Task » Leave out the pictures and copy everything else in the entries exactly.

[Web page code records]

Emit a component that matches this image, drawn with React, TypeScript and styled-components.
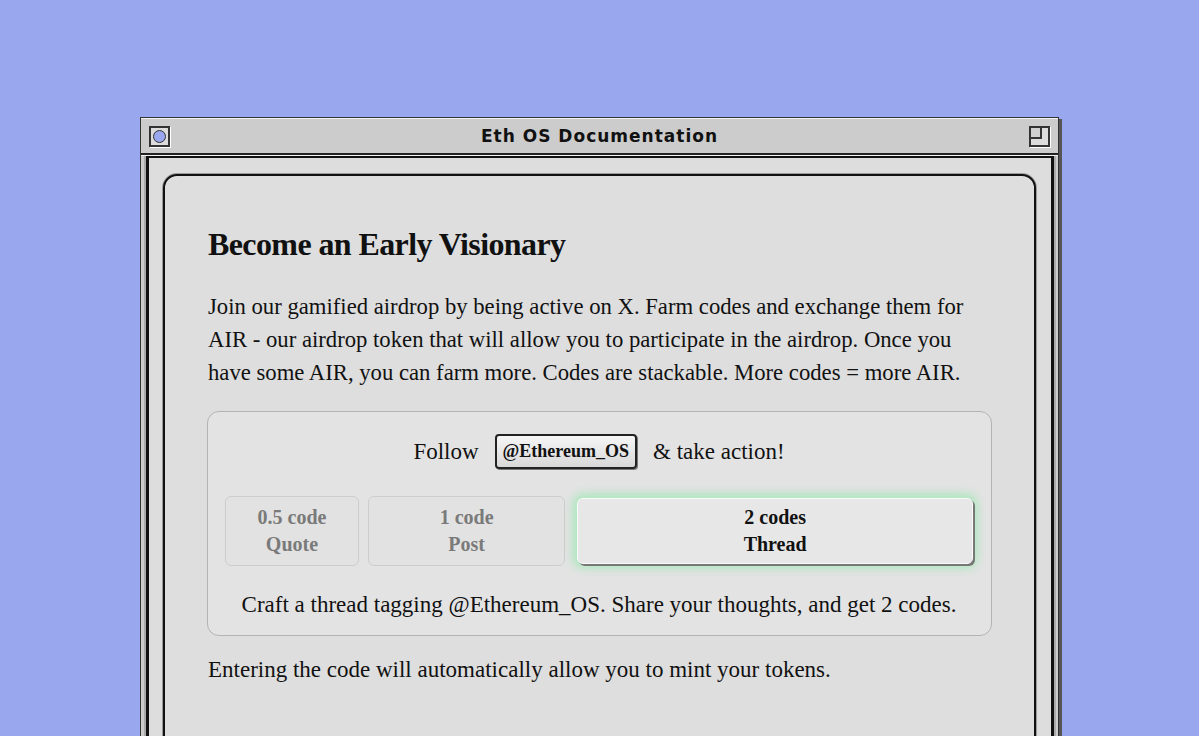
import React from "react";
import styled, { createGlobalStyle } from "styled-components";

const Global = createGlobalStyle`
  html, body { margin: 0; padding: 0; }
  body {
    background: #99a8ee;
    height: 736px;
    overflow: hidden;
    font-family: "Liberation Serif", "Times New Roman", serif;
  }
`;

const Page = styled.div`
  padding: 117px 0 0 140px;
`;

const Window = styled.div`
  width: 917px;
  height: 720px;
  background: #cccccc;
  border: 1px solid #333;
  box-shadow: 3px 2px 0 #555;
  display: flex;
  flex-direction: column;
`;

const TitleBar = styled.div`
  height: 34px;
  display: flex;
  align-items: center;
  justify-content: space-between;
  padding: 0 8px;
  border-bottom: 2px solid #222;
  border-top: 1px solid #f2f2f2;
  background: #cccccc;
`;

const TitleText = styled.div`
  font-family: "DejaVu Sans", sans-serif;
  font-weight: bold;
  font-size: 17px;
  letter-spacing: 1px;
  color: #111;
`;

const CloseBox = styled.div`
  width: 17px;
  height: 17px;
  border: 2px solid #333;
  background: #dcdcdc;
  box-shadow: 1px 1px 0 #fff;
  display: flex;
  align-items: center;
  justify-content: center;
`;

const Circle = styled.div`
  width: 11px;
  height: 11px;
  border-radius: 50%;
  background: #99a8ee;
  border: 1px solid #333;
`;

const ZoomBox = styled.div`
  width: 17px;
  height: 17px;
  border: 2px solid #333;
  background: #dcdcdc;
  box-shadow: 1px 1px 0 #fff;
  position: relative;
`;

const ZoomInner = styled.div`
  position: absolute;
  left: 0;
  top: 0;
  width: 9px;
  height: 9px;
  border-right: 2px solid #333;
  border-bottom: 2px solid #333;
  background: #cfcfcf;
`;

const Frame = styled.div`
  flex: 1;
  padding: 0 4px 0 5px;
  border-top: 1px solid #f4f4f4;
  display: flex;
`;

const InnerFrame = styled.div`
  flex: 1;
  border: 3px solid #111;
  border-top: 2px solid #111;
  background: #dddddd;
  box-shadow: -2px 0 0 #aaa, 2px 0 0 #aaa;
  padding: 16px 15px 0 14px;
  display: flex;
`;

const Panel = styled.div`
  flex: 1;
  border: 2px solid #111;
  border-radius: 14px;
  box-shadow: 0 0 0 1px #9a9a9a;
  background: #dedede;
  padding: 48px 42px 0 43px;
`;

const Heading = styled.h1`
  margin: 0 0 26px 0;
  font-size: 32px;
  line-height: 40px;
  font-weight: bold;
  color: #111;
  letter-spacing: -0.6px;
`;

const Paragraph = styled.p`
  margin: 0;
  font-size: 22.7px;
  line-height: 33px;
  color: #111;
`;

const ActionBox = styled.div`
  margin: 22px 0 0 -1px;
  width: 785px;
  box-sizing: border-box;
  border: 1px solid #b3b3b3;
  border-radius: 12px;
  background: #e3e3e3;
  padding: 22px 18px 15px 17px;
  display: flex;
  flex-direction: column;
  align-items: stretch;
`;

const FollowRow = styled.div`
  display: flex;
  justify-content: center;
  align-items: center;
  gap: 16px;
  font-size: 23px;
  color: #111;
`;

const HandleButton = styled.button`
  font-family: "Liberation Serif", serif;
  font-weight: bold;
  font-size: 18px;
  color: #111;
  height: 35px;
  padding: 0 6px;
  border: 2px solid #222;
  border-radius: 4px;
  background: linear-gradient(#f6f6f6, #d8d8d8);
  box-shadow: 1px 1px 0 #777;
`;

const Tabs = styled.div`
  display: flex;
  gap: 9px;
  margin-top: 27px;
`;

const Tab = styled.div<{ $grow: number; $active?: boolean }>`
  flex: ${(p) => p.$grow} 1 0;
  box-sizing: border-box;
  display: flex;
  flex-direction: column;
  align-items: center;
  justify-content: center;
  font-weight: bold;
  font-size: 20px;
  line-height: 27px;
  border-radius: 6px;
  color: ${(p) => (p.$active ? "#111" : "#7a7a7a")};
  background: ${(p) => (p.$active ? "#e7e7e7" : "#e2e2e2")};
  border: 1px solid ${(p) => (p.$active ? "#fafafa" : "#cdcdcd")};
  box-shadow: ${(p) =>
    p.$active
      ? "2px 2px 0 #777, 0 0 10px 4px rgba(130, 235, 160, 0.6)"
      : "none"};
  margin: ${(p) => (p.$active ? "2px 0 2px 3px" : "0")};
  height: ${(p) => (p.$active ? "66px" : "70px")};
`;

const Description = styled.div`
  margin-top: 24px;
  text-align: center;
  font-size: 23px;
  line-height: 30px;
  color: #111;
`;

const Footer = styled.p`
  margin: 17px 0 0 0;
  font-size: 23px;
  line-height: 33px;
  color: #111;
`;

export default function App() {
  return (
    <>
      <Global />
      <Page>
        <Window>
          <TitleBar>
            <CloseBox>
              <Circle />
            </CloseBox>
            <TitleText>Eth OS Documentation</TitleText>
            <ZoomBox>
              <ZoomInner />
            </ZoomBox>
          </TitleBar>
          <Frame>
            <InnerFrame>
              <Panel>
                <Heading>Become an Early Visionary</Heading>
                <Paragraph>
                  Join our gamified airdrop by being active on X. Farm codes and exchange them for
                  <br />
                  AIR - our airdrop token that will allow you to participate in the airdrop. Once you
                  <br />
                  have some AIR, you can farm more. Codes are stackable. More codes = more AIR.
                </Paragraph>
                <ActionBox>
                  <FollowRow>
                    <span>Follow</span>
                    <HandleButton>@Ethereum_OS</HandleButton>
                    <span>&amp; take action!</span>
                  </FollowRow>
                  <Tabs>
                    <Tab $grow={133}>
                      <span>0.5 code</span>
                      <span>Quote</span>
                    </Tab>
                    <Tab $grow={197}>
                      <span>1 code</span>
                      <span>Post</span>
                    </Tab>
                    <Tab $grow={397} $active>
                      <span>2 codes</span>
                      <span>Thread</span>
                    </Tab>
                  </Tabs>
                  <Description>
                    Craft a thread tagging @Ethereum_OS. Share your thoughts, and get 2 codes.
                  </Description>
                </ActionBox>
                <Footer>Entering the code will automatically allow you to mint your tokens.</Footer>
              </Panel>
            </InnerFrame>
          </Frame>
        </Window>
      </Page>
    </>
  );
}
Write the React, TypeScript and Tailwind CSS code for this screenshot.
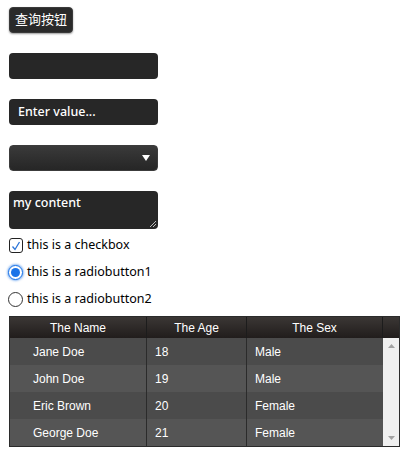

Exercise answer »
Emit a component that matches this image, drawn with React, TypeScript and styled-components.
import React from "react";
import styled, { createGlobalStyle } from "styled-components";

const Global = createGlobalStyle`
  html, body { margin: 0; padding: 0; }
  body {
    background: #99a8ee;
    height: 736px;
    overflow: hidden;
    font-family: "Liberation Serif", "Times New Roman", serif;
  }
`;

const Page = styled.div`
  padding: 117px 0 0 140px;
`;

const Window = styled.div`
  width: 917px;
  height: 720px;
  background: #cccccc;
  border: 1px solid #333;
  box-shadow: 3px 2px 0 #555;
  display: flex;
  flex-direction: column;
`;

const TitleBar = styled.div`
  height: 34px;
  display: flex;
  align-items: center;
  justify-content: space-between;
  padding: 0 8px;
  border-bottom: 2px solid #222;
  border-top: 1px solid #f2f2f2;
  background: #cccccc;
`;

const TitleText = styled.div`
  font-family: "DejaVu Sans", sans-serif;
  font-weight: bold;
  font-size: 17px;
  letter-spacing: 1px;
  color: #111;
`;

const CloseBox = styled.div`
  width: 17px;
  height: 17px;
  border: 2px solid #333;
  background: #dcdcdc;
  box-shadow: 1px 1px 0 #fff;
  display: flex;
  align-items: center;
  justify-content: center;
`;

const Circle = styled.div`
  width: 11px;
  height: 11px;
  border-radius: 50%;
  background: #99a8ee;
  border: 1px solid #333;
`;

const ZoomBox = styled.div`
  width: 17px;
  height: 17px;
  border: 2px solid #333;
  background: #dcdcdc;
  box-shadow: 1px 1px 0 #fff;
  position: relative;
`;

const ZoomInner = styled.div`
  position: absolute;
  left: 0;
  top: 0;
  width: 9px;
  height: 9px;
  border-right: 2px solid #333;
  border-bottom: 2px solid #333;
  background: #cfcfcf;
`;

const Frame = styled.div`
  flex: 1;
  padding: 0 4px 0 5px;
  border-top: 1px solid #f4f4f4;
  display: flex;
`;

const InnerFrame = styled.div`
  flex: 1;
  border: 3px solid #111;
  border-top: 2px solid #111;
  background: #dddddd;
  box-shadow: -2px 0 0 #aaa, 2px 0 0 #aaa;
  padding: 16px 15px 0 14px;
  display: flex;
`;

const Panel = styled.div`
  flex: 1;
  border: 2px solid #111;
  border-radius: 14px;
  box-shadow: 0 0 0 1px #9a9a9a;
  background: #dedede;
  padding: 48px 42px 0 43px;
`;

const Heading = styled.h1`
  margin: 0 0 26px 0;
  font-size: 32px;
  line-height: 40px;
  font-weight: bold;
  color: #111;
  letter-spacing: -0.6px;
`;

const Paragraph = styled.p`
  margin: 0;
  font-size: 22.7px;
  line-height: 33px;
  color: #111;
`;

const ActionBox = styled.div`
  margin: 22px 0 0 -1px;
  width: 785px;
  box-sizing: border-box;
  border: 1px solid #b3b3b3;
  border-radius: 12px;
  background: #e3e3e3;
  padding: 22px 18px 15px 17px;
  display: flex;
  flex-direction: column;
  align-items: stretch;
`;

const FollowRow = styled.div`
  display: flex;
  justify-content: center;
  align-items: center;
  gap: 16px;
  font-size: 23px;
  color: #111;
`;

const HandleButton = styled.button`
  font-family: "Liberation Serif", serif;
  font-weight: bold;
  font-size: 18px;
  color: #111;
  height: 35px;
  padding: 0 6px;
  border: 2px solid #222;
  border-radius: 4px;
  background: linear-gradient(#f6f6f6, #d8d8d8);
  box-shadow: 1px 1px 0 #777;
`;

const Tabs = styled.div`
  display: flex;
  gap: 9px;
  margin-top: 27px;
`;

const Tab = styled.div<{ $grow: number; $active?: boolean }>`
  flex: ${(p) => p.$grow} 1 0;
  box-sizing: border-box;
  display: flex;
  flex-direction: column;
  align-items: center;
  justify-content: center;
  font-weight: bold;
  font-size: 20px;
  line-height: 27px;
  border-radius: 6px;
  color: ${(p) => (p.$active ? "#111" : "#7a7a7a")};
  background: ${(p) => (p.$active ? "#e7e7e7" : "#e2e2e2")};
  border: 1px solid ${(p) => (p.$active ? "#fafafa" : "#cdcdcd")};
  box-shadow: ${(p) =>
    p.$active
      ? "2px 2px 0 #777, 0 0 10px 4px rgba(130, 235, 160, 0.6)"
      : "none"};
  margin: ${(p) => (p.$active ? "2px 0 2px 3px" : "0")};
  height: ${(p) => (p.$active ? "66px" : "70px")};
`;

const Description = styled.div`
  margin-top: 24px;
  text-align: center;
  font-size: 23px;
  line-height: 30px;
  color: #111;
`;

const Footer = styled.p`
  margin: 17px 0 0 0;
  font-size: 23px;
  line-height: 33px;
  color: #111;
`;

export default function App() {
  return (
    <>
      <Global />
      <Page>
        <Window>
          <TitleBar>
            <CloseBox>
              <Circle />
            </CloseBox>
            <TitleText>Eth OS Documentation</TitleText>
            <ZoomBox>
              <ZoomInner />
            </ZoomBox>
          </TitleBar>
          <Frame>
            <InnerFrame>
              <Panel>
                <Heading>Become an Early Visionary</Heading>
                <Paragraph>
                  Join our gamified airdrop by being active on X. Farm codes and exchange them for
                  <br />
                  AIR - our airdrop token that will allow you to participate in the airdrop. Once you
                  <br />
                  have some AIR, you can farm more. Codes are stackable. More codes = more AIR.
                </Paragraph>
                <ActionBox>
                  <FollowRow>
                    <span>Follow</span>
                    <HandleButton>@Ethereum_OS</HandleButton>
                    <span>&amp; take action!</span>
                  </FollowRow>
                  <Tabs>
                    <Tab $grow={133}>
                      <span>0.5 code</span>
                      <span>Quote</span>
                    </Tab>
                    <Tab $grow={197}>
                      <span>1 code</span>
                      <span>Post</span>
                    </Tab>
                    <Tab $grow={397} $active>
                      <span>2 codes</span>
                      <span>Thread</span>
                    </Tab>
                  </Tabs>
                  <Description>
                    Craft a thread tagging @Ethereum_OS. Share your thoughts, and get 2 codes.
                  </Description>
                </ActionBox>
                <Footer>Entering the code will automatically allow you to mint your tokens.</Footer>
              </Panel>
            </InnerFrame>
          </Frame>
        </Window>
      </Page>
    </>
  );
}
Write the React, TypeScript and Tailwind CSS code for this screenshot.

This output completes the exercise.